## EXERCISE GOAL
Lines containing the string "this" are to be counted. Write only how many there are.

_ _ _ _ _

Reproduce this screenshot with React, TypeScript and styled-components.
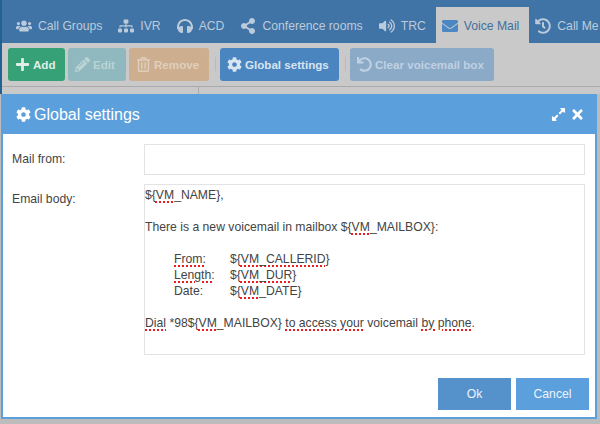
import React from "react";
import styled, { createGlobalStyle } from "styled-components";
import {
	FaUsers,
	FaSitemap,
	FaHeadphones,
	FaShareAlt,
	FaVolumeUp,
	FaEnvelope,
	FaHistory,
	FaPlus,
	FaPencilAlt,
	FaRegTrashAlt,
	FaCog,
	FaUndo,
	FaExpandAlt,
	FaTimes,
} from "react-icons/fa";

const GlobalStyle = createGlobalStyle`
	html, body {
		margin: 0;
		padding: 0;
		background: #bcbcbc;
		font-family: "Liberation Sans", Arial, sans-serif;
	}
`;

const Page = styled.div`
	position: relative;
	width: 600px;
	height: 424px;
	overflow: hidden;
	background: #bcbcbc;
`;

const Backdrop = styled.div`
	border-left: 2px solid #1f6293;
	background: #c9c9c9;
`;

const TabBar = styled.div`
	height: 43px;
	background: #4174a6;
	display: flex;
	align-items: flex-end;
	padding-left: 14px;
	box-sizing: border-box;
`;

const Tab = styled.div<{ $active?: boolean }>`
	height: 35px;
	display: flex;
	align-items: center;
	gap: 6px;
	padding: 1px 10px 0 ${(p) => (p.$active ? "6px" : "0")};
	margin-right: 6px;
	margin-left: ${(p) => (p.$active ? "-6px" : "0")};
	font-size: 12.2px;
	white-space: nowrap;
	background: ${(p) => (p.$active ? "#c9c9c9" : "transparent")};
	color: ${(p) => (p.$active ? "#40719f" : "#bccbdb")};
	svg {
		width: 16px;
		height: 16px;
		color: ${(p) => (p.$active ? "#4a87c3" : "#bccbdb")};
	}
`;

const LastTab = styled(Tab)`
	padding-right: 0;
	margin-right: 0;
`;

const Toolbar = styled.div`
	height: 44px;
	display: flex;
	align-items: flex-start;
	padding: 5px 0 0 6px;
	gap: 3px;
	box-sizing: border-box;
	border-bottom: 1px solid #aaaaaa;
`;

const ToolButton = styled.div<{ $bg: string; $fg: string; $w: number }>`
	width: ${(p) => p.$w}px;
	height: 33px;
	display: flex;
	align-items: center;
	gap: 3px;
	padding-left: 7px;
	border-radius: 3px;
	font-size: 11.6px;
	font-weight: bold;
	white-space: nowrap;
	box-sizing: border-box;
	background: ${(p) => p.$bg};
	color: ${(p) => p.$fg};
	svg {
		width: 15px;
		height: 15px;
	}
`;

const Separator = styled.div`
	width: 1px;
	height: 14px;
	margin: 9px 1px 0 3px;
	background: #bbbbbb;
`;

const TableHead = styled.div`
	height: 7px;
	width: 196px;
	border-right: 1px solid #aaaaaa;
`;

const Modal = styled.div`
	position: absolute;
	left: 1px;
	top: 94px;
	width: 596px;
	height: 325px;
	background: #ffffff;
	border: 2px solid #5b9fdc;
	border-top: 0;
	box-sizing: border-box;
	display: flex;
	flex-direction: column;
`;

const ModalHeader = styled.div`
	height: 40px;
	flex: none;
	background: #5b9fdc;
	color: #ffffff;
	display: flex;
	align-items: center;
	padding: 0 10px 0 13px;
	font-size: 16px;
	gap: 3px;
	svg {
		width: 15px;
		height: 15px;
	}
`;

const HeaderTitle = styled.div`
	flex: 1;
	padding-top: 1px;
`;

const HeaderActions = styled.div`
	display: flex;
	align-items: center;
	gap: 4px;
`;

const FormBody = styled.div`
	flex: 1;
	padding: 10px 10px 0 9px;
	display: grid;
	grid-template-columns: 132px 1fr;
	grid-template-rows: 31px 171px;
	row-gap: 9px;
`;

const FieldLabel = styled.label`
	padding-top: 8px;
	font-size: 12.2px;
	color: #444444;
`;

const Field = styled.div`
	border: 1px solid #e3e3e3;
	box-sizing: border-box;
	background: #ffffff;
`;

const BodyField = styled(Field)`
	padding: 2px 0 0 0;
	font-size: 12.2px;
	line-height: 16px;
	color: #444444;
`;

const Line = styled.div<{ $indent?: boolean }>`
	height: 16px;
	white-space: pre;
	padding-left: ${(p) => (p.$indent ? "29px" : "0")};
	display: flex;
`;

const Gap = styled.div`
	height: 16px;
`;

const Term = styled.span`
	width: 56px;
	flex: none;
`;

const Typo = styled.span`
	text-decoration: underline dotted #ee1c1c;
	text-decoration-thickness: 1.5px;
	text-underline-offset: 2px;
`;

const Footer = styled.div`
	flex: none;
	height: 39px;
	display: flex;
	justify-content: flex-end;
	gap: 5px;
	padding-right: 6px;
`;

const FootButton = styled.div<{ $bg: string }>`
	width: 73px;
	height: 32px;
	display: flex;
	align-items: center;
	justify-content: center;
	font-size: 12.2px;
	color: #eef4fb;
	background: ${(p) => p.$bg};
`;

const tabs = [
	{ icon: <FaUsers />, label: "Call Groups" },
	{ icon: <FaSitemap />, label: "IVR" },
	{ icon: <FaHeadphones />, label: "ACD" },
	{ icon: <FaShareAlt />, label: "Conference rooms" },
	{ icon: <FaVolumeUp />, label: "TRC" },
	{ icon: <FaEnvelope />, label: "Voice Mail", active: true },
];

export default function App() {
	return (
		<Page>
			<GlobalStyle />
			<Backdrop>
				<TabBar>
					{tabs.map((t) => (
						<Tab key={t.label} $active={t.active}>
							{t.icon}
							{t.label}
						</Tab>
					))}
					<LastTab>
						<FaHistory />
						Call Me
					</LastTab>
				</TabBar>
				<Toolbar>
					<ToolButton $w={57} $bg="#36a176" $fg="#dfeee8">
						<FaPlus />
						Add
					</ToolButton>
					<ToolButton $w={58} $bg="#8fb9bf" $fg="#bcd3d6">
						<FaPencilAlt />
						Edit
					</ToolButton>
					<ToolButton $w={80} $bg="#cdae8f" $fg="#e0cfbd">
						<FaRegTrashAlt />
						Remove
					</ToolButton>
					<Separator />
					<ToolButton $w={119} $bg="#4b85c0" $fg="#d8e4f0">
						<FaCog />
						Global settings
					</ToolButton>
					<Separator />
					<ToolButton $w={144} $bg="#8aaac8" $fg="#c0d1e2">
						<FaUndo />
						Clear voicemail box
					</ToolButton>
				</Toolbar>
				<TableHead />
			</Backdrop>
			<Modal>
				<ModalHeader>
					<FaCog />
					<HeaderTitle>Global settings</HeaderTitle>
					<HeaderActions>
						<FaExpandAlt />
						<FaTimes />
					</HeaderActions>
				</ModalHeader>
				<FormBody>
					<FieldLabel>Mail from:</FieldLabel>
					<Field />
					<FieldLabel>Email body:</FieldLabel>
					<BodyField>
						<Line>
							{"${"}
							<Typo>VM</Typo>
							{"_NAME},"}
						</Line>
						<Gap />
						<Line>
							{"There is a new voicemail in mailbox ${"}
							<Typo>VM</Typo>
							{"_MAILBOX}:"}
						</Line>
						<Gap />
						<Line $indent>
							<Term>
								<Typo>From:</Typo>
							</Term>
							{"${"}
							<Typo>VM_CALLERID</Typo>
							{"}"}
						</Line>
						<Line $indent>
							<Term>
								<Typo>Length:</Typo>
							</Term>
							{"${"}
							<Typo>VM_DUR</Typo>
							{"}"}
						</Line>
						<Line $indent>
							<Term>Date:</Term>
							{"${"}
							<Typo>VM</Typo>
							{"_DATE}"}
						</Line>
						<Gap />
						<Line>
							<Typo>Dial</Typo>
							{" *98${"}
							<Typo>VM</Typo>
							{"_MAILBOX} "}
							<Typo>to access your</Typo>
							{" voicemail "}
							<Typo>by phone</Typo>
							{"."}
						</Line>
					</BodyField>
				</FormBody>
				<Footer>
					<FootButton $bg="#5592cb">Ok</FootButton>
					<FootButton $bg="#5b9fdc">Cancel</FootButton>
				</Footer>
			</Modal>
		</Page>
	);
}
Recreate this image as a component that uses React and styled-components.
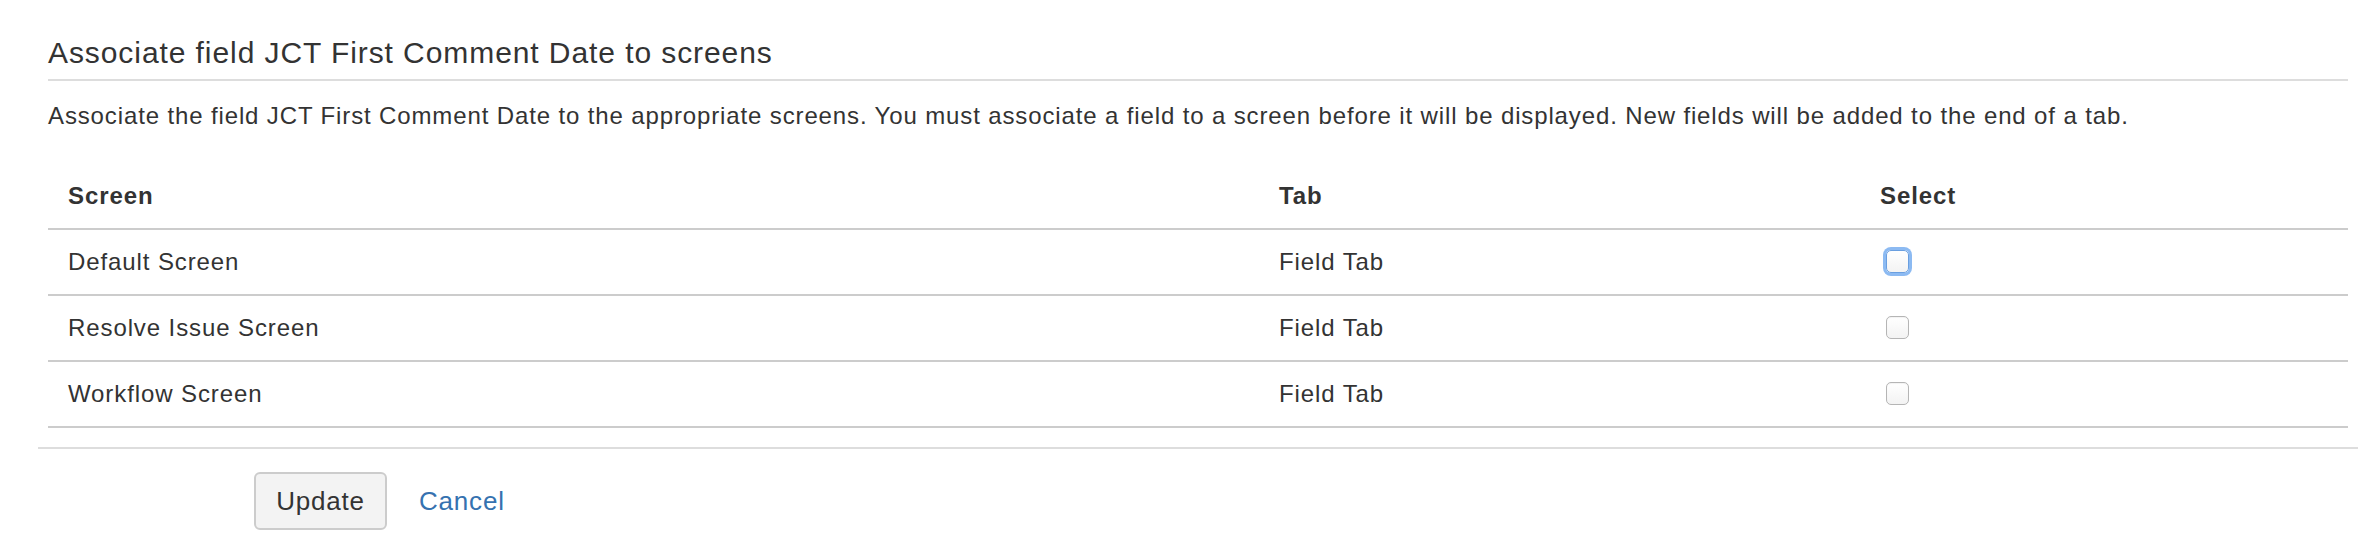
import React from "react";
import styled, { createGlobalStyle } from "styled-components";

const GlobalStyle = createGlobalStyle`
  body {
    margin: 0;
    background: #fff;
    color: #333;
    font-family: "Liberation Sans", Arial, sans-serif;
  }
`;

const Page = styled.div`
  padding: 35px 0 0 48px;
  width: 2300px;
`;

const Heading = styled.h2`
  margin: 0;
  padding-bottom: 8px;
  font-size: 30px;
  font-weight: normal;
  letter-spacing: 0.92px;
  line-height: 36px;
  border-bottom: 2px solid #ddd;
`;

const Description = styled.p`
  margin: 18px 0 32px;
  font-size: 24px;
  letter-spacing: 0.87px;
  line-height: 33px;
`;

const Table = styled.table`
  width: 100%;
  table-layout: fixed;
  border-collapse: collapse;
  font-size: 24px;
  letter-spacing: 0.9px;
  line-height: 33px;
`;

const Th = styled.th`
  box-sizing: border-box;
  width: ${(p) => p.$width}px;
  padding: 15px 20px 16px;
  text-align: left;
  font-weight: bold;
  border-bottom: 2px solid #ccc;
`;

const Td = styled.td`
  padding: 15px 20px 16px;
  border-bottom: 2px solid #ccc;
  vertical-align: middle;
`;

const Checkbox = styled.input.attrs({ type: "checkbox" })`
  appearance: none;
  display: block;
  margin: 0 0 0 6px;
  width: 23px;
  height: 23px;
  border-radius: 5px;
  border: 1px solid ${(p) => (p.$focused ? "#6a9fe0" : "#b5b5b5")};
  background: linear-gradient(#ffffff, #f3f3f3);
  box-shadow: ${(p) =>
    p.$focused ? "0 0 0 3px #8cbaf2" : "inset 0 1px 1px rgba(0,0,0,0.05)"};
`;

const Footer = styled.div`
  margin: 19px -10px 0;
  border-top: 2px solid #ddd;
  padding: 23px 0 0 216px;
  display: flex;
  align-items: center;
  gap: 32px;
`;

const Button = styled.button`
  height: 58px;
  width: 133px;
  padding: 0;
  border: 2px solid #ccc;
  border-radius: 6px;
  background: #f3f3f3;
  color: #333;
  font-family: "Liberation Sans", Arial, sans-serif;
  font-size: 26px;
  letter-spacing: 0.8px;
`;

const CancelLink = styled.a`
  color: #3572b0;
  font-size: 26px;
  letter-spacing: 0.8px;
  text-decoration: none;
`;

const rows = ["Default Screen", "Resolve Issue Screen", "Workflow Screen"];

export default function App() {
  return (
    <>
      <GlobalStyle />
      <Page>
        <Heading>Associate field JCT First Comment Date to screens</Heading>
        <Description>
          Associate the field JCT First Comment Date to the appropriate screens.
          You must associate a field to a screen before it will be displayed.
          New fields will be added to the end of a tab.
        </Description>
        <Table>
          <thead>
            <tr>
              <Th $width={1211}>Screen</Th>
              <Th $width={601}>Tab</Th>
              <Th $width={488}>Select</Th>
            </tr>
          </thead>
          <tbody>
            {rows.map((name, i) => (
              <tr key={name}>
                <Td>{name}</Td>
                <Td>Field Tab</Td>
                <Td>
                  <Checkbox $focused={i === 0} />
                </Td>
              </tr>
            ))}
          </tbody>
        </Table>
        <Footer>
          <Button>Update</Button>
          <CancelLink href="#">Cancel</CancelLink>
        </Footer>
      </Page>
    </>
  );
}
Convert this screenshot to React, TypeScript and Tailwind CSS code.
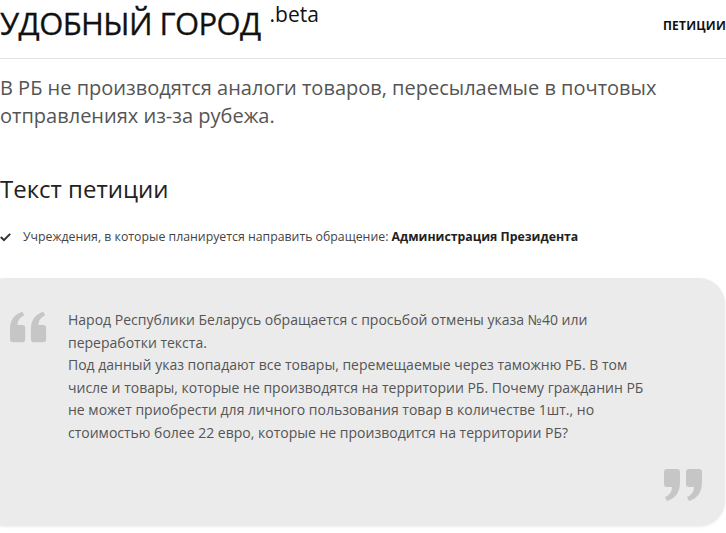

_ _ _ _ _

## EXERCISE OUTPUT
3